China has issued a blunt warning to Hong Kong, showing who's the boss in the relationship, just days after tens of thousands of people staged a vigil in memory of the 25th anniversary of the Tiananmen Square massacre.
The State Council -- China’s cabinet -- published a White Paper that strongly asserts Beijing’s control over the former British colony despite the promise to maintain the so-called “one country, two systems” structure for 50 years after the handover in 1997.
The White Paper affirms that the central government in Beijing has “comprehensive jurisdiction” over Hong Kong and is the final arbiter of authority. Though it stresses that Hong Kong can choose its own head of government in the future through direct election, the candidates must be patriotic and acceptable to Beijing.
“The central government exercises overall jurisdiction over the Hong Kong Special Administrative Region, including the powers directly exercised by the central government, and the powers delegated to the HKSAR by the central government to enable it to exercise a high degree of autonomy in accordance with the law,” the white paper says.

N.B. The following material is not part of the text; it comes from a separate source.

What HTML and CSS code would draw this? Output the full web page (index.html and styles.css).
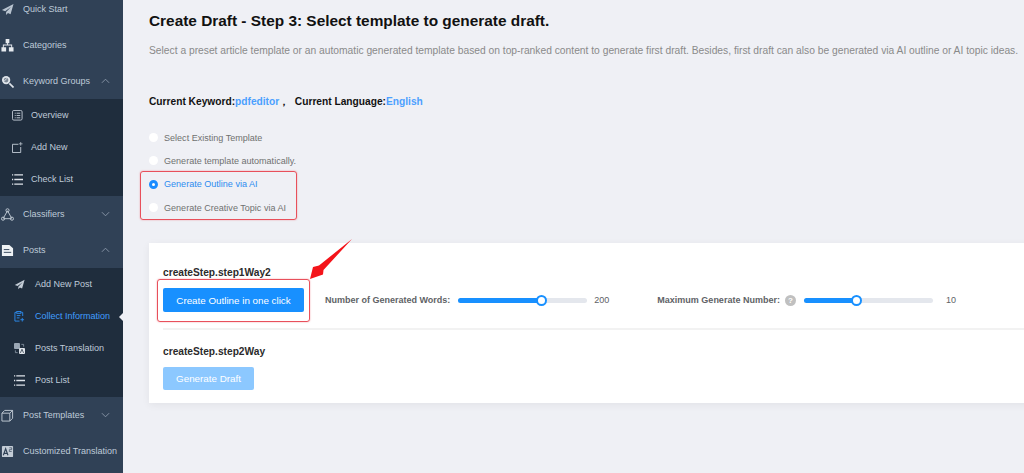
FILE: index.html
```html
<!DOCTYPE html>
<html lang="en">
<head>
<meta charset="utf-8">
<title>Create Draft</title>
<link rel="stylesheet" href="styles.css">
</head>
<body>
<div class="app">
  <aside class="sidebar">
    <div class="item first"><svg class="ico" viewBox="0 0 14 14"><path fill="#b9c4d0" d="M13.500 1 1 7.500l3.500 1.300L11 4 5.500 9.800V13l2-2.200 2.800 1.200z"/></svg><span>Quick Start</span></div>
    <div class="item"><svg class="ico" viewBox="0 0 14 14"><path fill="#e6eaef" d="M5 0h4v4.500H7.500V6H12v3h1.500v4.500h-5V9H11V7H3v2h2.500v4.500h-5V9H2V6h4.500V4.500H5z"/></svg><span>Categories</span></div>
    <div class="item"><svg class="ico" viewBox="0 0 14 14"><circle cx="5.500" cy="5.500" r="4.500" fill="#dfe4ea"/><circle cx="5.500" cy="5.500" r="2.500" fill="#7b8794"/><path d="M3.500 6.500 6.500 3.500" stroke="#dfe4ea" stroke-width="1"/><path d="M9 9l4.500 4.500" stroke="#dfe4ea" stroke-width="1.800"/></svg><span>Keyword Groups</span><svg class="chev" viewBox="0 0 10 6"><path d="M1 5l4-4 4 4"/></svg></div>
    <div class="sub">
      <div class="subitem"><svg class="ico" viewBox="0 0 12 12"><rect x=".5" y=".5" width="10.500" height="10.500" rx="1.500" fill="none" stroke="#c3ccd6"/><path d="M3 3.500h1M5 3.500h4M3 6h1M5 6h4M3 8.500h1M5 8.500h4" stroke="#c3ccd6"/></svg><span>Overview</span></div>
      <div class="subitem"><svg class="ico" viewBox="0 0 12 12"><path d="M7 2.500H.5v9h9V5.500" fill="none" stroke="#c3ccd6"/><path d="M9.500 0v4M7.500 2h4" stroke="#c3ccd6" stroke-width=".8"/></svg><span>Add New</span></div>
      <div class="subitem"><svg class="ico" viewBox="0 0 12 12"><path d="M0 1h1.300M2.500 1H12M0 6h1.300M2.500 6H12M0 11h1.300M2.500 11H12" stroke="#dfe4ea" stroke-width="1.400"/></svg><span>Check List</span></div>
    </div>
    <div class="item"><svg class="ico" viewBox="0 0 14 14"><path d="M7 3 2.500 11M7 3l4.500 8M2.500 11.500h9" fill="none" stroke="#c3ccd6"/><circle cx="7" cy="2.500" r="1.700" fill="none" stroke="#c3ccd6"/><circle cx="2.200" cy="11.500" r="1.700" fill="none" stroke="#c3ccd6"/><circle cx="11.800" cy="11.500" r="1.700" fill="none" stroke="#c3ccd6"/></svg><span>Classifiers</span><svg class="chev" viewBox="0 0 10 6"><path d="M1 1l4 4 4-4"/></svg></div>
    <div class="item"><svg class="ico" viewBox="0 0 14 14"><path fill="#eef1f4" d="M1 1h8l4 3.500V13H1z"/><path d="M3 6h6M3 9h8" stroke="#2f4055"/></svg><span>Posts</span><svg class="chev" viewBox="0 0 10 6"><path d="M1 5l4-4 4 4"/></svg></div>
    <div class="sub posts-sub">
      <div class="subitem"><svg class="ico" viewBox="0 0 14 14"><path fill="#c3ccd6" d="M13.500 1 1 7.500l3.500 1.300L11 4 5.500 9.800V13l2-2.200 2.800 1.200z"/></svg><span>Add New Post</span></div>
      <div class="subitem active"><svg class="ico" viewBox="0 0 12 12"><path d="M2.500 1.500H1v9.500h5M8 1.500h1.500v4" fill="none" stroke="#2d8cf0"/><rect x="3" y=".5" width="4.500" height="2" fill="none" stroke="#2d8cf0"/><path d="M3 5h4M3 7.500h3M9 7.500v4M7 9.500h4" stroke="#2d8cf0"/></svg><span>Collect Information</span></div>
      <div class="subitem"><svg class="ico" viewBox="0 0 12 12"><rect x="0" y="0" width="6.500" height="6.500" rx="1" fill="#9aa7b5"/><rect x="5.500" y="5.500" width="6.500" height="6.500" rx="1" fill="#dfe4ea"/><path d="M7 10.800l1.700-4 1.700 4" fill="none" stroke="#1f2d3d" stroke-width=".8"/><path d="M8 1.500h2.500V4M4 10.500H1.500V8" fill="none" stroke="#9aa7b5" stroke-width=".8"/></svg><span>Posts Translation</span></div>
      <div class="subitem"><svg class="ico" viewBox="0 0 12 12"><path d="M0 1h1.300M2.500 1H12M0 6h1.300M2.500 6H12M0 11h1.300M2.500 11H12" stroke="#dfe4ea" stroke-width="1.400"/></svg><span>Post List</span></div>
    </div>
    <div class="item"><svg class="ico" viewBox="0 0 14 14"><path d="M1 4.500h8.500V13H1zM1 4.500 4 1.500h8.500V10l-3 3M9.500 4.500l3-3" fill="none" stroke="#c3ccd6"/></svg><span>Post Templates</span><svg class="chev" viewBox="0 0 10 6"><path d="M1 1l4 4 4-4"/></svg></div>
    <div class="item"><svg class="ico" viewBox="0 0 14 14"><rect x="1" y="1" width="12" height="12" rx="1" fill="#c3ccd6"/><path d="M2.500 11l2.500-7 2.500 7M3.500 9h3" fill="none" stroke="#2f4055" stroke-width="1.200"/><path d="M9 3h2.500v2H9v2h2.500" fill="none" stroke="#2f4055" stroke-width=".7"/></svg><span>Customized Translation</span></div>
  </aside>

  <main class="main">
    <h1 class="title">Create Draft - Step 3: Select template to generate draft.</h1>
    <p class="desc">Select a preset article template or an automatic generated template based on top-ranked content to generate first draft. Besides, first draft can also be generated via AI outline or AI topic ideas.</p>
    <p class="current">Current Keyword:<span class="link">pdfeditor</span>，&nbsp; Current Language:<span class="link">English</span></p>

    <div class="radios">
      <label class="radio"><i class="dot"></i>Select Existing Template</label>
      <label class="radio"><i class="dot"></i>Generate template automatically.</label>
      <label class="radio on"><i class="dot"></i>Generate Outline via AI</label>
      <label class="radio"><i class="dot"></i>Generate Creative Topic via AI</label>
      <div class="mark mark-radios"></div>
    </div>

    <section class="card">
      <div class="step first-step">
        <h2 class="step-title">createStep.step1Way2</h2>
        <div class="controls">
          <button class="btn">Create Outline in one click</button>
          <span class="label words-label">Number of Generated Words:</span>
          <div class="slider"><div class="fill fill-words"><i class="thumb"></i></div></div>
          <span class="val val-words">200</span>
          <span class="label max-label">Maximum Generate Number:</span>
          <i class="help">?</i>
          <div class="slider"><div class="fill fill-max"><i class="thumb"></i></div></div>
          <span class="val val-max">10</span>
          <div class="mark mark-btn"></div>
          <svg class="arrow" viewBox="0 0 46 46"><path fill="#f4141a" d="M42 3 13.500 34 13 38.500 0 43 3 31l6-1.500z"/></svg>
        </div>
      </div>
      <div class="step second-step">
        <h2 class="step-title">createStep.step2Way</h2>
        <button class="btn disabled">Generate Draft</button>
      </div>
    </section>
  </main>
</div>
</body>
</html>
```
FILE: styles.css
```css
* { box-sizing: border-box; }
html, body { margin: 0; height: 473px; overflow: hidden; }
body { font-family: "Liberation Sans", Arial, sans-serif; background: #eff0f5; color: #111; }
.app { display: flex; height: 473px; overflow: hidden; }

.sidebar { width: 123px; flex: none; background: #304156; margin-top: -9px; height: 491px; overflow: hidden; }
.item { height: 36px; display: flex; align-items: center; padding-left: 1px; color: #bfcbd9; font-size: 9px; position: relative; }
.item .ico { width: 13px; height: 13px; margin-right: 9px; flex: none; }
.chev { position: absolute; left: 101px; top: 15px; width: 9px; height: 6px; fill: none; stroke: #8c9aab; stroke-width: 1; }
.sub { background: #1f2d3d; padding: 0 0 1px; }
.subitem { height: 32px; display: flex; align-items: center; padding-left: 12px; color: #bfcbd9; font-size: 9px; position: relative; }
.subitem .ico { width: 11px; height: 11px; margin-right: 8px; flex: none; }
.posts-sub .subitem { padding-left: 14px; }
.posts-sub .subitem .ico { margin-right: 10px; }
.subitem.active { color: #409eff; }
.subitem.active::after { content: ""; position: absolute; right: 0; top: 13px; border: 4px solid transparent; border-right-color: #eff0f5; border-left-width: 0; }

.main { flex: 1; min-width: 0; padding: 12px 0 0 26px; }
.title { margin: 0; font-size: 15.400px; line-height: 18px; font-weight: 700; color: #111; white-space: nowrap; }
.desc { margin: 14px 0 0; font-size: 10.270px; line-height: 14px; color: #8a8a8a; white-space: nowrap; }
.current { margin: 37px 0 0; font-size: 10.200px; line-height: 14px; font-weight: 700; color: #111; white-space: nowrap; }
.link { color: #4ba0ff; }

.radios { margin-top: 17px; position: relative; width: 200px; }
.radio { display: flex; align-items: center; height: 23.300px; font-size: 9.050px; color: #707070; white-space: nowrap; }
.radio.on { color: #2d8cf0; }
.dot { width: 9px; height: 9px; border-radius: 50%; background: #fff; margin-right: 6px; flex: none; }
.radio.on .dot { border: 3px solid #1a8cff; }
.mark { position: absolute; border: 1px solid #e8505b; border-radius: 3px; box-shadow: 0 0 1.500px rgba(232,80,91,.7); pointer-events: none; }
.mark-radios { left: -9px; top: 45px; width: 157px; height: 49px; }

.card { margin-top: 24px; width: 900px; height: 160px; background: #fff; box-shadow: 0 2px 8px rgba(0,0,0,.06); padding: 0 14px; }
.step-title { margin: 0; font-size: 10.200px; line-height: 14px; font-weight: 700; color: #2b2b2b; }
.first-step { height: 87px; border-bottom: 2px solid #f2f2f2; padding-top: 23px; }
.second-step { padding-top: 15px; }
.controls { display: flex; align-items: center; margin-top: 8px; position: relative; }
.btn { height: 24px; width: 141px; border: 0; border-radius: 2px; background: #1890ff; color: #fff; font: 9.800px "Liberation Sans", Arial, sans-serif; padding: 0; flex: none; }
.btn.disabled { width: 91px; height: 23px; background: #8cc8ff; margin-top: 8px; display: block; }
.label { font-size: 9px; font-weight: 700; color: #606266; white-space: nowrap; flex: none; }
.words-label { margin-left: 21px; }
.slider { width: 129px; height: 5px; background: #e4e7ed; border-radius: 3px; flex: none; margin-left: 8px; }
.fill { height: 5px; background: #1890ff; border-radius: 3px; position: relative; }
.fill-words { width: 84px; }
.fill-max { width: 53px; }
.thumb { position: absolute; right: -5px; top: -3px; width: 11px; height: 11px; border: 2px solid #1890ff; background: #fff; border-radius: 50%; }
.val { font-size: 9px; color: #606266; margin-left: 7px; flex: none; }
.val-words { width: 31px; }
.val-max { margin-left: 13px; }
.max-label { margin-left: 32px; }
.help { width: 11px; height: 11px; border-radius: 50%; background: #c0c0c0; color: #fff; font: 700 8px/11px "Liberation Sans", sans-serif; text-align: center; margin-left: 5px; flex: none; }
.mark-btn { left: -6px; top: -9px; width: 153px; height: 43px; }
.arrow { position: absolute; left: 147px; top: -52px; width: 46px; height: 46px; }
```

The central government exercises overall jurisdiction over the HKSAR, including the power of the HKSAR to exercise a high degree of autonomy, the white paper said.
The editorial from Beijing’s official newsagency Xinhua, made it clear the foundation of the so-called “one country, two systems” formulation, which guarantees Hong Kong’s capitalist economic structure and inherited British legal system, was based on recognition that China was a unitary state.
The Xinhua editorial also warned against “foreign interferences” in Hong Kong, firing shots at pro-democracy legislators and protesters who enjoy close relationships with the US and Britain.
Beijing’s blunt warning comes at a time when the relationship between the mainland and Hong Kong is increasingly strained. Pan-democracy legislators and protesters are increasingly frustrated with the progress on universal suffrage and more radical elements are agitating to occupy Central, the island’s financial district.
At the same time, anti-mainland sentiment is brewing among Hong Kong residents and there has been a widespread backlash against mainland tourists and migrants. Some young people even managed to storm the gates of the Chinese garrison in Hong Kong.
The growing tension between Hong Kong and Beijing is a concern for the business community, both internationally and locally. The Hong Kong General Chamber of Commerce, in conjunction with a number of foreign business chambers, has placed a quarter page advertisement in the South China Morning Post this week, urging people to refrain from taking part in a planned pro-democracy demonstration.
“We respect the fact that politics is part of community life here,” says the advertisement, “however, we cannot, and should not, sit idly by when political actions threaten to disrupt general business activity and with it, livelihoods of Hong Kong’s workers and their families.”
“Occupy Central could potential cripple commerce in the Central Business District, impacting small local businesses and large multinational operations alike.”
The poisoned political environment is threatening Hong Kong’s future as the international financial hub in the Asia Pacific region. This is especially true at a time when Shanghai is positioning itself to be a global financial centre with the creation a free trade zone.
The chief executive of ANZ bank, Mike Smith, told a group of visiting Chinese journalists that the creation of the free trade zone was a gentle warning to Hong Kong.
Hong Kong’s prized position as an international financial centre rests on its sound British common law system, closeness to China and stable political environment. The important third leg is under threat now as some Hong Kong residents seek a more confrontational approach with Beijing over its political reform agenda.
At the same time, Beijing’s heavy-handed and more interventionist approach in Hong Kong will also undermine the territory’s confidence as well as its stability. Most importantly, it will further strain the relationship with Hong Kong’s six million residents who are still suspicious of Beijing’s ultimate designs for the island.
At a time when cities around the region are vying to become financial hubs, political instability will undermine Hong Kong’s claim to be the most important financial centre in the Asia Pacific region.